# YOUR INSTRUCTIONS
Below is a block of records. Copy every line in it that contains the word "Output".

Entries with page source code:
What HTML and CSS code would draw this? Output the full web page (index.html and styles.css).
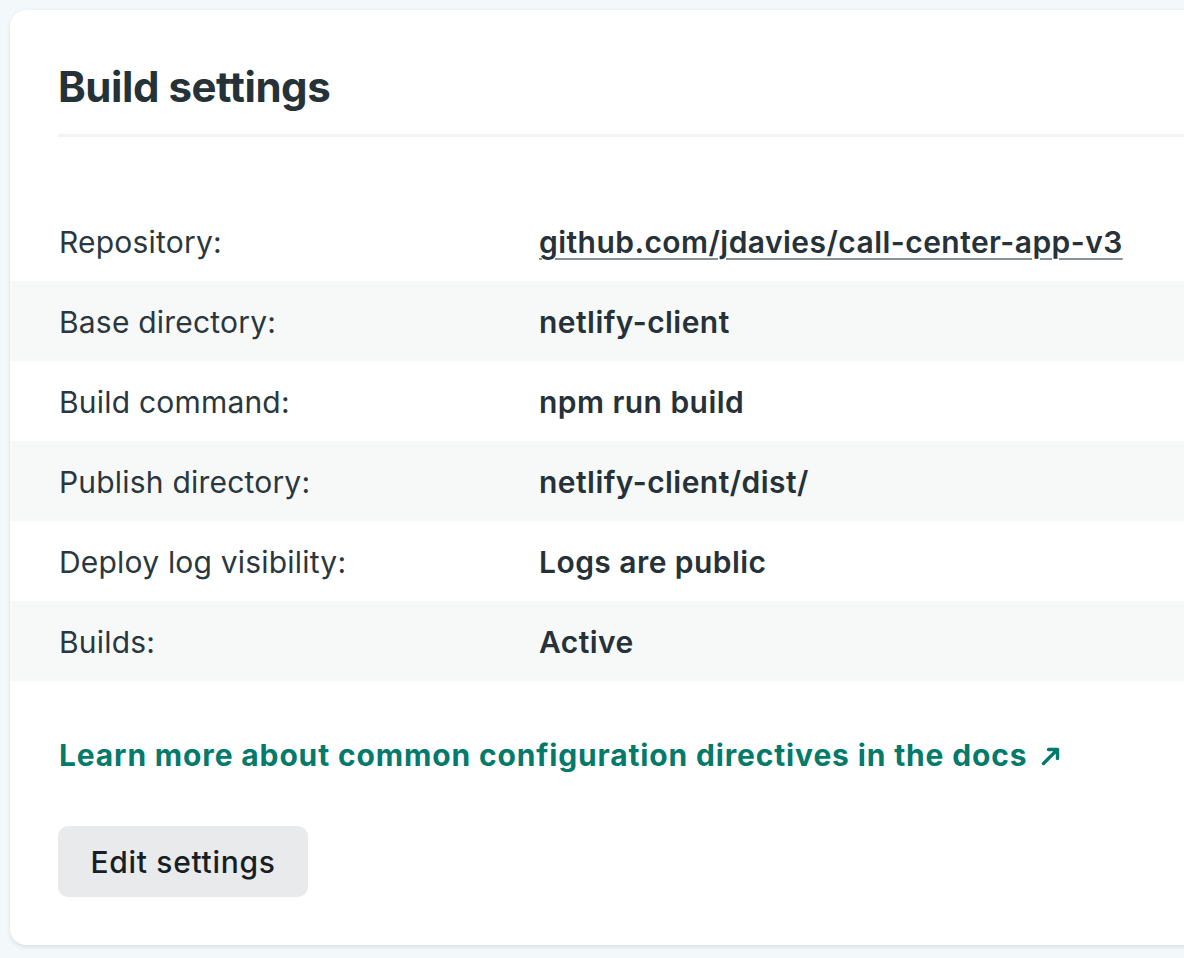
FILE: index.html
```html
<!DOCTYPE html>
<html lang="en">
<head>
<meta charset="utf-8">
<title>Build settings</title>
<link rel="stylesheet" href="styles.css">
</head>
<body>
<section class="card">
  <header class="card-header">
    <h2 class="card-title">Build settings</h2>
  </header>
  <dl class="settings">
    <div class="row">
      <dt class="label">Repository:</dt>
      <dd class="value"><a class="repo-link" href="#">github.com/jdavies/call-center-app-v3</a></dd>
    </div>
    <div class="row alt">
      <dt class="label">Base directory:</dt>
      <dd class="value">netlify-client</dd>
    </div>
    <div class="row">
      <dt class="label">Build command:</dt>
      <dd class="value">npm run build</dd>
    </div>
    <div class="row alt">
      <dt class="label">Publish directory:</dt>
      <dd class="value">netlify-client/dist/</dd>
    </div>
    <div class="row">
      <dt class="label">Deploy log visibility:</dt>
      <dd class="value">Logs are public</dd>
    </div>
    <div class="row alt">
      <dt class="label">Builds:</dt>
      <dd class="value">Active</dd>
    </div>
  </dl>
  <p class="docs">
    <a class="docs-link" href="#">Learn more about common configuration directives in the docs<svg class="ext-icon" viewBox="0 0 22 22" width="22" height="22" aria-hidden="true"><path d="M3.5 18.5 L17.5 4.5 M8.5 4.5 H17.5 V13.5" fill="none" stroke="currentColor" stroke-width="3.4" stroke-linecap="round" stroke-linejoin="round"/></svg></a>
  </p>
  <div class="actions">
    <button class="btn" type="button">Edit settings</button>
  </div>
</section>
</body>
</html>
```
FILE: styles.css
```css
html, body {
  margin: 0;
  padding: 0;
}
body {
  background: #f3f9fa;
  font-family: Inter, "Noto Sans", sans-serif;
  color: #263238;
  overflow: hidden;
  width: 1184px;
  height: 958px;
}
.card {
  margin: 10px 0 0 10px;
  width: 1220px;
  background: #ffffff;
  border-radius: 16px;
  box-shadow: 0 2px 4px rgba(40, 60, 70, 0.12), 0 0 1px rgba(40, 60, 70, 0.08);
  padding: 52px 0 48px 0;
}
.card-header {
  margin-left: 48px;
  padding-bottom: 22px;
  border-bottom: 3px solid #f2f4f4;
}
.card-title {
  margin: 0;
  font-size: 42px;
  line-height: 50px;
  font-weight: 700;
  color: #253238;
  letter-spacing: -0.45px;
}
.settings {
  margin: 64px 0 0 0;
  padding: 0;
}
.row {
  box-sizing: border-box;
  display: grid;
  grid-template-columns: 480px 1fr;
  align-items: center;
  height: 80px;
  padding: 2px 0 0 49px;
  font-size: 30px;
  line-height: 40px;
}
.row.alt {
  background: #f7f9f9;
}
.label {
  margin: 0;
  font-weight: 400;
  color: #2b373e;
  letter-spacing: 0.2px;
}
.value {
  margin: 0;
  font-weight: 600;
  color: #263238;
  letter-spacing: 0.45px;
}
.repo-link {
  color: #263238;
  text-decoration: underline;
  text-decoration-color: #8a9296;
  text-decoration-thickness: 2px;
  text-underline-offset: 5px;
}
.docs {
  margin: 54px 0 0 49px;
  font-size: 30px;
  line-height: 40px;
}
.docs-link {
  color: #047a6b;
  font-weight: 700;
  letter-spacing: 0.85px;
  text-decoration: none;
}
.ext-icon {
  margin-left: 13px;
  vertical-align: -1px;
}
.actions {
  margin: 51px 0 0 48px;
}
.btn {
  height: 71px;
  width: 250px;
  border: none;
  border-radius: 10px;
  background: #e9eaec;
  color: #181f24;
  font-family: Inter, "Noto Sans", sans-serif;
  font-size: 30px;
  font-weight: 500;
  letter-spacing: 0.7px;
  padding: 0;
  cursor: pointer;
}
```
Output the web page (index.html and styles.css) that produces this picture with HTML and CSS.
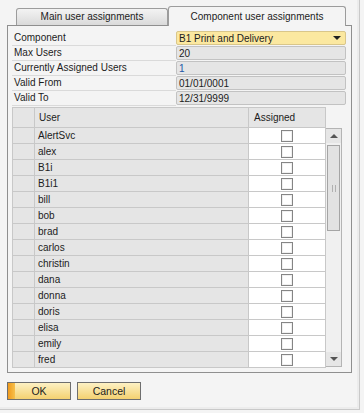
FILE: index.html
```html
<!DOCTYPE html>
<html lang="en">
<head>
    <meta charset="UTF-8">
    <title>Component user assignments</title>
    <link rel="stylesheet" href="styles.css">
</head>
<body>
<div class="window">
    <div class="tabs">
        <div class="tab">Main user assignments</div>
        <div class="tab active">Component user assignments</div>
    </div>

    <div class="panel">
        <div class="form">
            <div class="label">Component</div>
            <div class="field combo">B1 Print and Delivery<span class="arrow"></span></div>
            <div class="label">Max Users</div>
            <div class="field">20</div>
            <div class="label">Currently Assigned Users</div>
            <div class="field blue">1</div>
            <div class="label">Valid From</div>
            <div class="field">01/01/0001</div>
            <div class="label">Valid To</div>
            <div class="field">12/31/9999</div>
        </div>

        <div class="grid">
            <table class="users">
                <thead>
                    <tr><th class="num"></th><th class="user">User</th><th class="assigned">Assigned</th></tr>
                </thead>
                <tbody>
                    <tr><td class="num"></td><td class="user">AlertSvc</td><td class="check"><span class="box"></span></td></tr>
                    <tr><td class="num"></td><td class="user">alex</td><td class="check"><span class="box"></span></td></tr>
                    <tr><td class="num"></td><td class="user">B1i</td><td class="check"><span class="box"></span></td></tr>
                    <tr><td class="num"></td><td class="user">B1i1</td><td class="check"><span class="box"></span></td></tr>
                    <tr><td class="num"></td><td class="user">bill</td><td class="check"><span class="box"></span></td></tr>
                    <tr><td class="num"></td><td class="user">bob</td><td class="check"><span class="box"></span></td></tr>
                    <tr><td class="num"></td><td class="user">brad</td><td class="check"><span class="box"></span></td></tr>
                    <tr><td class="num"></td><td class="user">carlos</td><td class="check"><span class="box"></span></td></tr>
                    <tr><td class="num"></td><td class="user">christin</td><td class="check"><span class="box"></span></td></tr>
                    <tr><td class="num"></td><td class="user">dana</td><td class="check"><span class="box"></span></td></tr>
                    <tr><td class="num"></td><td class="user">donna</td><td class="check"><span class="box"></span></td></tr>
                    <tr><td class="num"></td><td class="user">doris</td><td class="check"><span class="box"></span></td></tr>
                    <tr><td class="num"></td><td class="user">elisa</td><td class="check"><span class="box"></span></td></tr>
                    <tr><td class="num"></td><td class="user">emily</td><td class="check"><span class="box"></span></td></tr>
                    <tr><td class="num"></td><td class="user">fred</td><td class="check"><span class="box"></span></td></tr>
                </tbody>
            </table>
            <div class="scrollbar">
                <div class="sb-btn"><span class="up"></span></div>
                <div class="thumb"><span class="grip"></span></div>
                <div class="track"></div>
                <div class="sb-btn down-btn"><span class="down"></span></div>
            </div>
        </div>
    </div>

    <div class="buttons">
        <button class="btn default">OK</button>
        <button class="btn">Cancel</button>
    </div>
</div>
</body>
</html>
```

FILE: styles.css
```css
/* dialog */
body { margin: 0; background: #f4f4f4; font-family: 'Liberation Sans', Arial, sans-serif; font-size: 10px; color: #1c1c1c; }
.window { width: 359px; height: 409px; border-right: 1px solid #c9c9c9; border-bottom: 1px solid #c9c9c9; box-shadow: inset -2px -2px 0 #ececec; }

.tabs { display: flex; align-items: flex-end; height: 25px; padding-left: 16px; }
.tab { width: 150px; height: 16px; line-height: 16px; text-align: center; border: 1px solid #9c9c9c; border-bottom: none; border-radius: 3px 3px 0 0; background: linear-gradient(#f3f3f3, #dadada); }
.tab.active { width: 176px; height: 19px; line-height: 19px; background: #f4f4f4; margin-bottom: -1px; position: relative; z-index: 1; }

.panel { width: 343px; height: 346px; margin-left: 7px; border: 1px solid #8f8f8f; padding: 5px 0 0 4px; box-sizing: border-box; height: 348px; width: 345px; }

.form { display: grid; grid-template-columns: 164px 170px; grid-auto-rows: 15px; }
.label { border-bottom: 1px solid #dadada; padding-left: 2px; line-height: 14px; }
.field { position: relative; height: 14px; line-height: 13px; box-sizing: border-box; border: 1px solid #c2c2c2; border-radius: 2px; background: #e5e5e5; padding-left: 2px; }
.field.blue { color: #2358a8; }
.field.combo { background: #fbe8a0; border-color: #d9c68a; }
.arrow { position: absolute; right: 4px; top: 4px; border-left: 4px solid transparent; border-right: 4px solid transparent; border-top: 4px solid #202020; }

.grid { display: flex; align-items: flex-start; margin-top: 1px; }
.users { border-collapse: collapse; width: 314px; table-layout: fixed; }
.users th, .users td { border: 1px solid #c8c8c8; padding: 0; font-weight: normal; text-align: left; }
.users th { height: 19px; background: #e5e5e5; }
.users td { height: 15px; background: #e5e5e5; }
.users .num { width: 21px; }
.users th.user { width: 209px; padding-left: 4px; }
.users td.user { padding-left: 3px; }
.users th.assigned { padding-left: 5px; }
.users td.check { background: #fff; text-align: center; }
.box { display: inline-block; width: 10px; height: 10px; border: 1px solid #858585; vertical-align: middle; background: #fff; box-shadow: inset 0 0 0 1px #f0f0f0; }

.scrollbar { display: flex; flex-direction: column; width: 16px; height: 239px; margin-top: 21px; box-sizing: border-box; border: 1px solid #b4b4b4; border-left: none; background: #f0f0f0; }
.sb-btn { height: 14px; display: flex; align-items: center; justify-content: center; background: #e6e6e6; }
.down-btn { margin-top: auto; }
.up { border-left: 4px solid transparent; border-right: 4px solid transparent; border-bottom: 4px solid #555; }
.down { border-left: 4px solid transparent; border-right: 4px solid transparent; border-top: 4px solid #555; }
.thumb { height: 84px; margin: 2px 1px 0; border: 1px solid #a5a5a5; background: #e2e2e2; display: flex; align-items: center; justify-content: center; }
.grip { width: 5px; height: 7px; background-image: radial-gradient(circle, #b0b0b0 0.8px, transparent 1px); background-size: 3px 2px; }

.buttons { display: flex; gap: 6px; margin: 9px 0 0 7px; }
.btn { width: 64px; height: 18px; padding: 0; border: 1px solid #6e6e6e; font: inherit; font-size: 10.5px; color: #1c1c1c; background: linear-gradient(#fdf1c4, #f4d170); }
.btn.default { background: linear-gradient(90deg, #f09a1c, #f6c04c 7px, transparent 7px), linear-gradient(#fdf1c4, #f4d170); }
```
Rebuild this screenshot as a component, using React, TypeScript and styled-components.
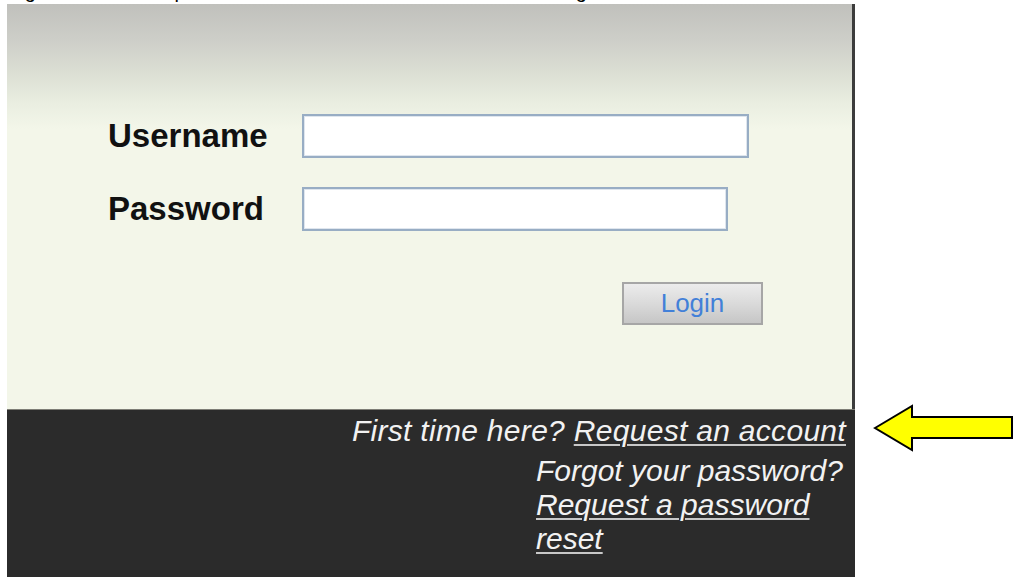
import React from 'react';
import styled, { createGlobalStyle } from 'styled-components';

const GlobalStyle = createGlobalStyle`
  html, body {
    margin: 0;
    padding: 0;
    background: #ffffff;
    overflow: hidden;
  }
  body {
    font-family: "Liberation Sans", Arial, sans-serif;
  }
`;

const Page = styled.div`
  position: relative;
  width: 1015px;
  height: 577px;
  overflow: hidden;
`;

// only the tail of the caption line above the panel is in view
const Caption = styled.p`
  margin: -22px 0 0 8px;
  height: 26px;
  font-size: 20px;
  line-height: 26px;
  color: #000000;
  white-space: nowrap;
`;

const Panel = styled.div`
  display: flex;
  flex-direction: column;
  width: 848px;
  height: 580px;
  margin-left: 7px;
`;

const FormArea = styled.div`
  display: flex;
  flex-direction: column;
  height: 405px;
  box-sizing: border-box;
  padding: 110px 0 0 101px;
  border-right: 3px solid #3c3c3c;
  background: linear-gradient(
    to bottom,
    #c0c0bc 0px,
    #cdcec8 35px,
    #dcdfd4 70px,
    #eaeee1 100px,
    #f3f6e9 125px,
    #f3f6e9 100%
  );
`;

const FieldRow = styled.div<{ $gap?: number }>`
  display: flex;
  align-items: center;
  margin-bottom: ${({ $gap }) => $gap ?? 0}px;
`;

const Label = styled.label`
  width: 194px;
  font-size: 33px;
  font-weight: bold;
  color: #111111;
`;

const TextInput = styled.input<{ $width: number }>`
  box-sizing: border-box;
  width: ${({ $width }) => $width}px;
  height: 44px;
  margin: 0;
  border: 2px solid #98adc4;
  box-shadow: inset 0 0 0 1px #dfe6ee;
  background: #ffffff;
  outline: none;
`;

const ButtonRow = styled.div`
  display: flex;
  padding: 51px 0 0 514px;
`;

const LoginButton = styled.button`
  box-sizing: border-box;
  width: 141px;
  height: 43px;
  border: 2px solid #a6a6a6;
  border-radius: 0;
  background: linear-gradient(to bottom, #ececec, #d8d8d8 55%, #c6c6c6);
  font-family: "Liberation Sans", Arial, sans-serif;
  font-size: 26px;
  color: #4280d8;
  padding: 0;
  cursor: pointer;
`;

const Footer = styled.div`
  flex: 1;
  display: flex;
  flex-direction: column;
  align-items: flex-end;
  padding: 4px 9px 0 0;
  border-top: 1px solid #7e7e76;
  background: #2b2b2b;
  font-size: 30px;
  font-style: italic;
  line-height: 33px;
  color: #f2f2f2;
`;

const Line = styled.div`
  white-space: nowrap;
  letter-spacing: 0.3px;
`;

const HelpBlock = styled.div`
  width: 310px;
  margin-top: 7px;
  line-height: 34px;
  text-align: left;
`;

const FooterLink = styled.a`
  color: #f2f2f2;
  text-decoration: underline;
  text-decoration-color: #c8c8c8;
  text-decoration-thickness: 2px;
  text-underline-offset: 3px;
`;

const Pointer = styled.svg`
  position: absolute;
  left: 872px;
  top: 403px;
`;

const CalloutArrow = () => (
  <Pointer width="143" height="50" viewBox="0 0 143 50">
    <path
      d="M3 25 L40 3 L40 14 L140 14 L140 35 L40 35 L40 47 Z"
      fill="#ffff00"
      stroke="#000000"
      strokeWidth="2"
      strokeLinejoin="miter"
    />
  </Pointer>
);

const App = () => (
  <Page>
    <GlobalStyle />
    <Caption>Figure 3: The new portal home screen with the account link and guidance</Caption>
    <Panel>
      <FormArea>
        <FieldRow $gap={29}>
          <Label htmlFor="username">Username</Label>
          <TextInput id="username" type="text" $width={447} />
        </FieldRow>
        <FieldRow>
          <Label htmlFor="password">Password</Label>
          <TextInput id="password" type="password" $width={426} />
        </FieldRow>
        <ButtonRow>
          <LoginButton type="button">Login</LoginButton>
        </ButtonRow>
      </FormArea>
      <Footer>
        <Line>
          First time here? <FooterLink href="#">Request an account</FooterLink>
        </Line>
        <HelpBlock>
          Forgot your password?
          <br />
          <FooterLink href="#">Request a password reset</FooterLink>
        </HelpBlock>
      </Footer>
    </Panel>
    <CalloutArrow />
  </Page>
);

export default App;
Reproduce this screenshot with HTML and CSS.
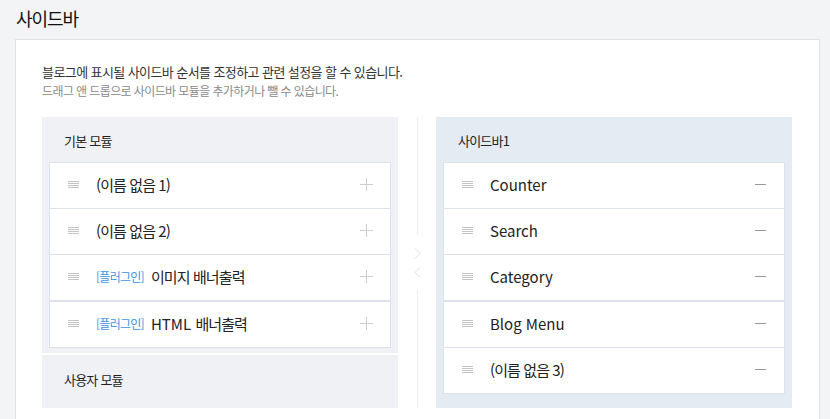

# EXERCISE RESULT
What HTML and CSS code would draw this? Output the full web page (index.html and styles.css).
Output the web page (index.html and styles.css) that produces this picture with HTML and CSS.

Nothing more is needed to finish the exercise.